PAUL: They got there through a lot of effort. And losing him the way they did, it softened them a bit, too. They arrived in the park wearing t-shirts made for Stanley’s memorial – dominated by his weathered, bearded face, the photo that ran with his obit.
MICKEY: He told me, the worst part about getting old is that you’re alone. I was like, Dad, I don’t know what you want me to do. He would always tell me and my husband and my brother, ‘When is it my turn? When is it my time to go? When is it? I’m tired of living this life.’ And we’re always trying to give him a different one because you said you’re tired of it, so let us help you try and make it a different one for you. It may not be the greatest but…

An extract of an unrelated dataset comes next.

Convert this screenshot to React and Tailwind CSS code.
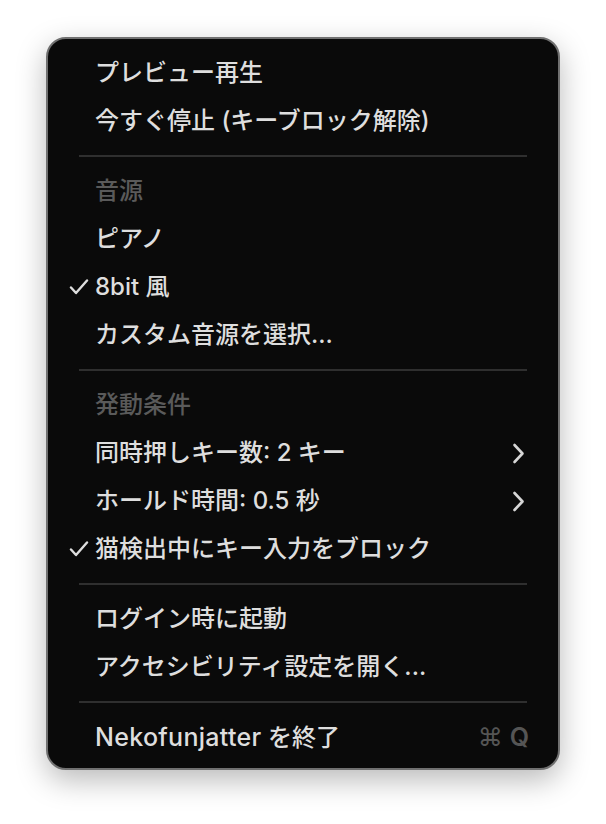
const font = {
  fontFamily: 'Inter, "Noto Sans CJK JP", sans-serif',
};

function Check() {
  return (
    <svg
      className="absolute left-[21px] top-1/2 -translate-y-1/2"
      width="20"
      height="16"
      viewBox="0 0 20 16"
      fill="none"
    >
      <path
        d="M2 8.5 L7 14 L18 1.5"
        stroke="#dedede"
        strokeWidth="2.4"
        strokeLinecap="round"
        strokeLinejoin="round"
      />
    </svg>
  );
}

function Chevron() {
  return (
    <svg width="13" height="21" viewBox="0 0 13 21" fill="none">
      <path
        d="M2.5 2 L10.5 10.5 L2.5 19"
        stroke="#d6d6d6"
        strokeWidth="2.6"
        strokeLinecap="round"
        strokeLinejoin="round"
      />
    </svg>
  );
}

function Item({ children, checked, submenu, shortcut }) {
  return (
    <div className="relative flex items-center justify-between h-[48px] pl-[47px] pr-[33px] text-[#dedede]">
      {checked && <Check />}
      <span className="text-[24px] leading-none font-medium">{children}</span>
      {submenu && <Chevron />}
      {shortcut && (
        <span className="flex items-center gap-[7px] text-[#555555] -mr-[4px]">
          <span className="text-[25px] leading-none">⌘</span>
          <span className="text-[25px] leading-none font-semibold">Q</span>
        </span>
      )}
    </div>
  );
}

function Header({ children }) {
  return (
    <div className="flex items-center h-[48px] pl-[47px] text-[24px] leading-none font-medium text-[#5a5a5a]">
      {children}
    </div>
  );
}

function Separator() {
  return (
    <div className="h-[22px] flex items-center px-[31px]">
      <div className="h-[2px] w-full bg-[#2f2f2f]" />
    </div>
  );
}

export default function App() {
  return (
    <div className="min-h-screen bg-white pt-[37px] pl-[46px]" style={font}>
      <div className="w-[514px] rounded-[20px] bg-[#0a0a0a] border-2 border-[#707070] shadow-[0_10px_30px_rgba(0,0,0,0.28)] pt-[10px] pb-[7px]">
        <Item>プレビュー再生</Item>
        <Item>今すぐ停止 (キーブロック解除)</Item>
        <Separator />
        <Header>音源</Header>
        <Item>ピアノ</Item>
        <Item checked>8bit 風</Item>
        <Item>カスタム音源を選択...</Item>
        <Separator />
        <Header>発動条件</Header>
        <Item submenu>同時押しキー数: 2 キー</Item>
        <Item submenu>ホールド時間: 0.5 秒</Item>
        <Item checked>猫検出中にキー入力をブロック</Item>
        <Separator />
        <Item>ログイン時に起動</Item>
        <Item>アクセシビリティ設定を開く...</Item>
        <Separator />
        <Item shortcut>
          <span className="text-[25px] tracking-[0.3px]">Nekofunjatter</span> を終了
        </Item>
      </div>
    </div>
  );
}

PAUL: An EMT crew found Stanley Littleboy’s body several miles east of his usual stomping grounds on the South Side. He was partially buried in snow and wearing hardly anything to protect him from freezing temperatures.
ANTHONY: And my sister took it the roughest. And I had to be the strongest out of the guys in the family to stand up for my, for my dad and do the speech for him and for all the family.
PAUL: At his memorial service, Mickey and Anthony were surprised by how many showed up. They greeted dozens of people they didn’t really know – including members of their dad’s street family. Stanley left behind all these people – along with a few pieces of artwork and a dollar bill – they’re all in Mickey’s scrapbook now. Instead of a coffin, mourners got a final look at one of Stanley’s walkers, painted in white.
MICKEY: And what got me through my dad’s death was my husband told me, he’s like, he’s always said this, he’s always, he’s always wanted it. He’s just like, just remember, remember the last time we seen him, he was in the sun. He was trying to get warmed up. And he’s like, when he looked up, he saw all his family members up there and he just said, finally the big party in the sky. And that’s what got me through all of it.